THIS IS MY LAST OPEN LETTER FOR YOU

It stings. It silently pricks. It kills me everyday, because it hurts. It really does. Seeing you happy and fine without me... it's torturing me so much. I know it's my fault. It was really my fault and I can't blame anyone for that. But can I, at least, let you know how much my heart was aching, breaking and torn piece by piece?

I badly wanted to run to you to tell you everything - to tell you I'm sorry, to tell you how much I miss you, to tell you I want you back. But I can't. I don't want to look pathetic and childish in front of you. I've been trying to act strong in front of you, for you to know that I can live without you. But to tell you honestly, I'm not ok. It feels like I'm dying inside. I've been holding back these tears and smile every time I saw you and your new girl happy together. But at the end of each day, only my pillow knows how I really feel. I've been crying myself to sleep because up until now, I still regretted the day I turned you down, the day I ended the story of us. Seeing you happy now makes me happy, but I want to be part of that happiness too. You once told me how much you wanted me to be part of everything that you do, which is now clearly not happening because of my decision, because I am not brave enough to fight my love for you.

Do you want to know a little secret? I forced myself to stop caring, looking and thinking about you, but I can't. I always end up seeing myself looking at you on the other side of the campus, asking your friends if you're doing fine and thinking of you once in a while. I want you to be happy and to have everything you ever dreamed of in your life. I want you to be happy, even if I'm not the reason of that happiness.

Maybe I should stop bugging you and start to accept the fact that I'm not part of your life anymore. Maybe I should stop giving other meanings to your friendly gestures. Maybe it'll be hard for me. No! Of course, it'll be hard. Knowing that the last text message you sent me made me feel that I was still your one and only.

Yet I know I'm not anymore. Your friends, my friends, and even I, myself, can see that I am not your only one anymore.
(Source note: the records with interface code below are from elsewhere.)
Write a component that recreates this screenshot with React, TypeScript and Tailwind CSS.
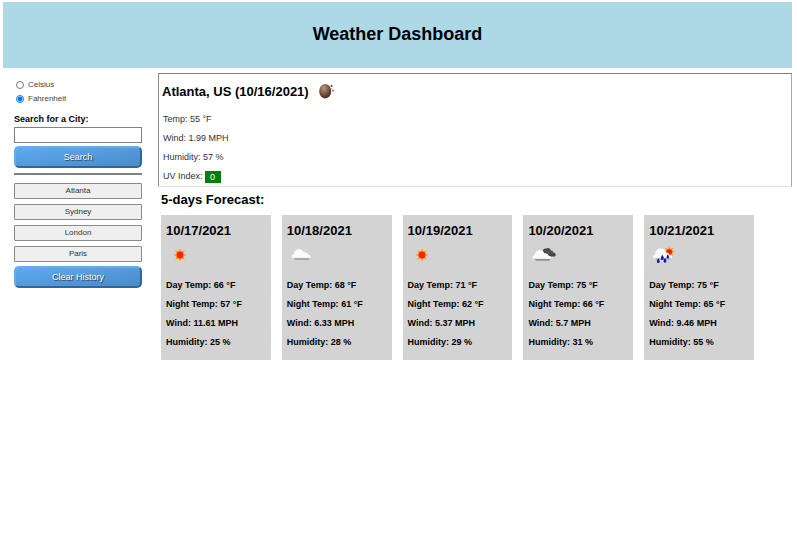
import { useState } from "react";

type Kind = "sun" | "cloud" | "broken" | "rain";

const days: { date: string; icon: Kind; day: number; night: number; wind: string; humidity: number }[] = [
  { date: "10/17/2021", icon: "sun", day: 66, night: 57, wind: "11.61", humidity: 25 },
  { date: "10/18/2021", icon: "cloud", day: 68, night: 61, wind: "6.33", humidity: 28 },
  { date: "10/19/2021", icon: "sun", day: 71, night: 62, wind: "5.37", humidity: 29 },
  { date: "10/20/2021", icon: "broken", day: 75, night: 66, wind: "5.7", humidity: 31 },
  { date: "10/21/2021", icon: "rain", day: 75, night: 65, wind: "9.46", humidity: 55 },
];

const cities = ["Atlanta", "Sydney", "London", "Paris"];

function Sun({ cx, cy, r }: { cx: number; cy: number; r: number }) {
  return (
    <g>
      {[0, 45, 90, 135, 180, 225, 270, 315].map((a) => (
        <path
          key={a}
          d={`M${cx - r * 0.5} ${cy - r * 0.7}L${cx} ${cy - r * 2}L${cx + r * 0.5} ${cy - r * 0.7}Z`}
          fill="#ff9a1c"
          transform={`rotate(${a} ${cx} ${cy})`}
        />
      ))}
      <circle cx={cx} cy={cy} r={r * 1.15} fill="#ffab2e" />
      <circle cx={cx} cy={cy} r={r} fill="#fa2208" />
    </g>
  );
}

function WeatherIcon({ kind }: { kind: Kind }) {
  return (
    <svg width="28" height="28" viewBox="0 0 28 28" aria-hidden="true">
      <defs>
        <linearGradient id={`cloud-${kind}`} x1="0" y1="0" x2="0" y2="1">
          <stop offset="0" stopColor="#ffffff" />
          <stop offset="0.8" stopColor="#fafafa" />
          <stop offset="1" stopColor="#e6e6e6" />
        </linearGradient>
      </defs>
      {kind === "sun" && <Sun cx={14} cy={14} r={3.4} />}
      {kind === "cloud" && (
        <g>
          <path d="M6.5 17H22.8L21.8 18.6H8Z" fill="#777" />
          <path d="M5.6 17.4C3.8 16.8 4.4 13.7 6.7 13.2C7.4 9.6 11.2 7.4 14.2 8.8C15.5 9.4 16.2 10.4 16.8 11.4C19 11 20.6 12.3 21 13.8C23.4 13.8 24.4 16.2 23.2 17.4Z" fill="url(#cloud-cloud)" />
        </g>
      )}
      {kind === "broken" && (
        <g>
          <path d="M14.6 12C14.2 9 16 7 18.4 7.6C20 6.2 22.6 7.4 23 9.4C24.4 9.2 25.4 10.4 25.2 11.6C27.8 11.6 28.6 14.4 26.8 15.6H20Z" fill="#464646" />
          <path d="M17 9.2L22 12.6M21 8.8L25 12.4" stroke="#707070" strokeWidth="0.7" />
          <path d="M6 17.8H22.6L21.6 19.4H8Z" fill="#707070" />
          <path d="M5.4 18.2C3.4 17.2 4.6 14.4 6.6 14C7.2 10.4 10.8 8.2 13.9 9.6C15.2 10.3 16 11.4 16.5 12.4C18.5 12.1 20.2 13.1 20.7 14.7C22.8 14.7 24 17 22.8 18.2Z" fill="url(#cloud-broken)" />
        </g>
      )}
      {kind === "rain" && (
        <g>
          <Sun cx={20.2} cy={10.8} r={2.9} />
          <path d="M5.6 18C3 17 4 13.8 6.1 13.4C6.3 9.6 9 7 12.6 7.6C15.1 7.9 16.3 9.7 16.8 11.5C18.9 11.2 20 12.4 20.4 14C23 13.8 24 17 22.2 18Z" fill="url(#cloud-rain)" />
          <path d="M6.6 18H22" stroke="#888" strokeWidth="0.8" />
          <path d="M9.4 17.2C10.9 19.3 11.3 21.8 9.4 22C7.3 22 7.5 19.5 9.4 17.2ZM13.4 13.8C15 16.1 15.5 18.8 13.4 19C11.1 19 11.7 16.1 13.4 13.8ZM16.1 16.8C17.5 18.9 18 21.6 16.1 21.8C14 21.8 14.3 18.9 16.1 16.8ZM18.9 13.2C20.2 15.2 20.7 17.4 18.9 17.6C17 17.6 17.3 15.2 18.9 13.2Z" fill="#18189c" />
        </g>
      )}
    </svg>
  );
}

function Moon() {
  return (
    <svg width="18" height="18" viewBox="0 0 18 18" className="shrink-0" aria-hidden="true">
      <defs>
        <radialGradient id="moon" cx="0.4" cy="0.3" r="0.75">
          <stop offset="0" stopColor="#b79a88" />
          <stop offset="0.5" stopColor="#80583f" />
          <stop offset="1" stopColor="#382011" />
        </radialGradient>
      </defs>
      <ellipse cx="7.2" cy="8.2" rx="6" ry="7.3" fill="url(#moon)" />
      <circle cx="13.6" cy="2.9" r="1.1" fill="#6d5647" />
      <circle cx="15" cy="7.6" r="1" fill="#85736a" />
      <circle cx="13.4" cy="5.6" r="0.6" fill="#a3958d" />
    </svg>
  );
}

const blueButton =
  "h-[22px] w-full rounded-[5px] border-2 border-t-[#62adf0] border-l-[#62adf0] border-r-[#356594] border-b-[#356594] bg-linear-to-br from-[#5cabf2] to-[#4a8bc8] text-[9px] leading-[16px] text-white [text-shadow:1px_1px_1px_#333]";

export default function App() {
  const [unit, setUnit] = useState("f");
  return (
    <div className="min-h-screen bg-white pt-[2px] pr-[5px] pl-[3px] font-['Liberation_Sans',Arial,sans-serif] text-black">
      <header className="flex h-[66px] items-center justify-center bg-[#add8e6] pb-0.5">
        <h1 className="text-[18px] leading-6 font-bold">Weather Dashboard</h1>
      </header>
      <div className="flex gap-4 pt-[5px] pl-[11px]">
        <aside className="w-32 shrink-0 pt-1">
          <div className="flex flex-col pt-px text-[8px] leading-[14px] text-[#444]">
            <label className="flex items-center gap-1 pl-0.5">
              <input type="radio" name="unit" className="size-2" checked={unit === "c"} onChange={() => setUnit("c")} />
              Celsius
            </label>
            <label className="flex items-center gap-1 pl-0.5">
              <input type="radio" name="unit" className="size-2" checked={unit === "f"} onChange={() => setUnit("f")} />
              Fahrenheit
            </label>
          </div>
          <label htmlFor="city" className="mt-[7px] block text-[9px] leading-[12px] font-bold">
            Search for a City:
          </label>
          <input id="city" type="text" className="mt-0.5 block h-4 w-full border border-[#808080] px-1 text-[8px]" />
          <button type="button" className={`mt-[3px] block ${blueButton}`}>Search</button>
          <hr className="mt-[5px] border-t-2 border-[#808080]" />
          <div className="mt-2 flex flex-col gap-[5px]">
            {cities.map((c) => (
              <button key={c} type="button" className="h-4 rounded-[1px] border border-[#8a8a8a] bg-[#efefef] text-[8px] leading-[14px] text-[#333]">
                {c}
              </button>
            ))}
          </div>
          <button type="button" className={`mt-[4px] block ${blueButton}`}>Clear History</button>
        </aside>
        <main className="min-w-0 flex-1">
          <section className="border border-t-[#808080] border-r-[#a8a8a8] border-b-[#e0e0e0] border-l-[#909090] pt-2 pl-[3px]">
            <h2 className="flex items-center gap-[9px] text-[13px] leading-5 font-bold">
              Atlanta, US (10/16/2021)
              <Moon />
            </h2>
            <div className="mt-2 pl-px text-[9px] leading-[19px] text-[#333]">
              <p>Temp: 55 °F</p>
              <p>Wind: 1.99 MPH</p>
              <p>Humidity: 57 %</p>
              <p className="flex items-center gap-0.5">
                UV Index:
                <span className="w-4 bg-[#008000] text-center leading-[12px] text-white">0</span>
              </p>
            </div>
          </section>
          <section className="pl-[3px]">
            <h2 className="pt-[3px] pb-[5px] text-[13px] leading-5 font-bold">5-days Forecast:</h2>
            <div className="grid w-full max-w-[593px] grid-cols-5 gap-[11px]">
              {days.map((d) => (
                <article key={d.date} className="bg-[#d3d3d3] px-[5px] pt-[6px] pb-2">
                  <h3 className="text-[13px] leading-5 font-bold">{d.date}</h3>
                  <WeatherIcon kind={d.icon} />
                  <div className="mt-[7px] text-[9px] leading-[19px] font-bold">
                    <p>Day Temp: {d.day} °F</p>
                    <p>Night Temp: {d.night} °F</p>
                    <p>Wind: {d.wind} MPH</p>
                    <p>Humidity: {d.humidity} %</p>
                  </div>
                </article>
              ))}
            </div>
          </section>
        </main>
      </div>
    </div>
  );
}
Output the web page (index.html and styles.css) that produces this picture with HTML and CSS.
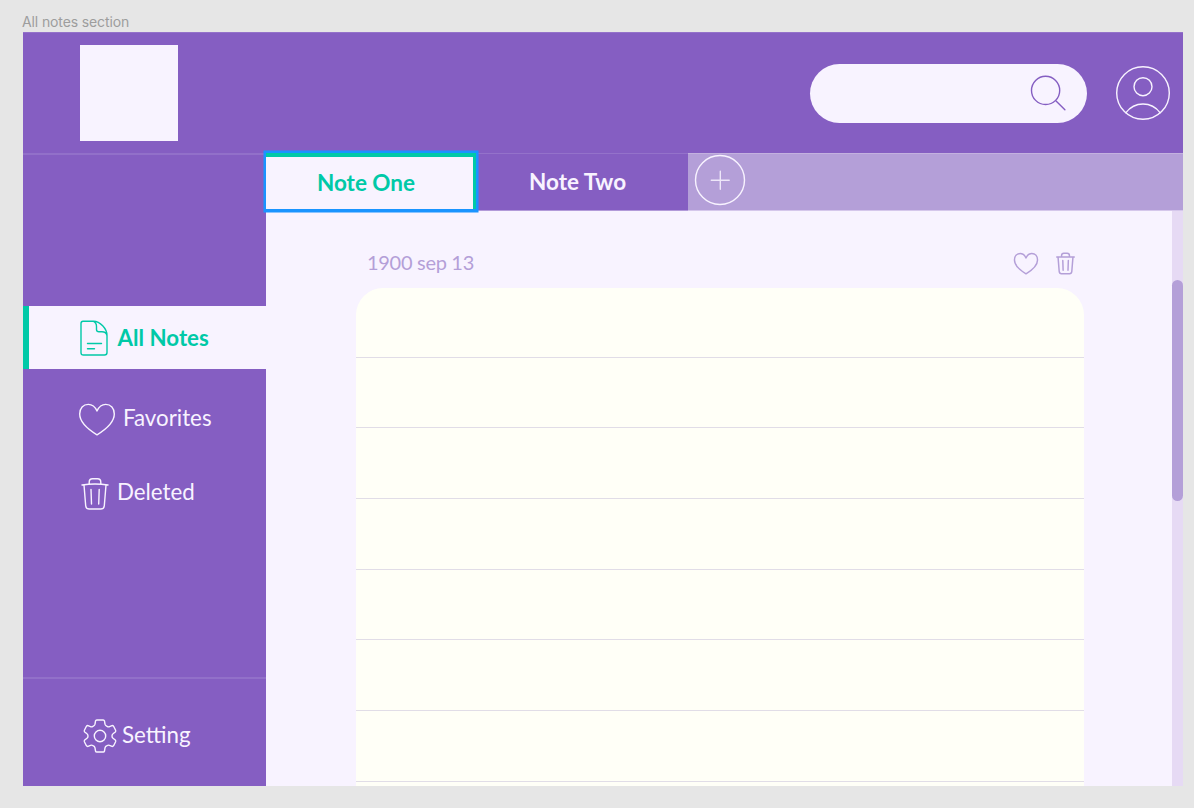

You now have her. You really care for her and will do everything to make her happy, just like what you used to do for me. Those good old days that made me happy now brings pain and sadness in me. But hey! No hard feelings. Although it hurts, I can't blame neither you nor her. This was my fault alone and I have to bear with these painful consequences of my decision.

It's really hard to heal deep wounds, mend a broken heart and rebuild a damage spirit. But I am putting myself back on track together. The pain I'm feeling right now might me unbearable, impairs, latches and feels permanent, but I want you to know and I want you to believe that I'm fine, that someday, I will be perfectly fine.

So I guess, this is going to be my last letter for you. It's ok that you don't care and worry about me and my feelings. Little by little, I'm accepting the fact that I'll never be part of your life anymore.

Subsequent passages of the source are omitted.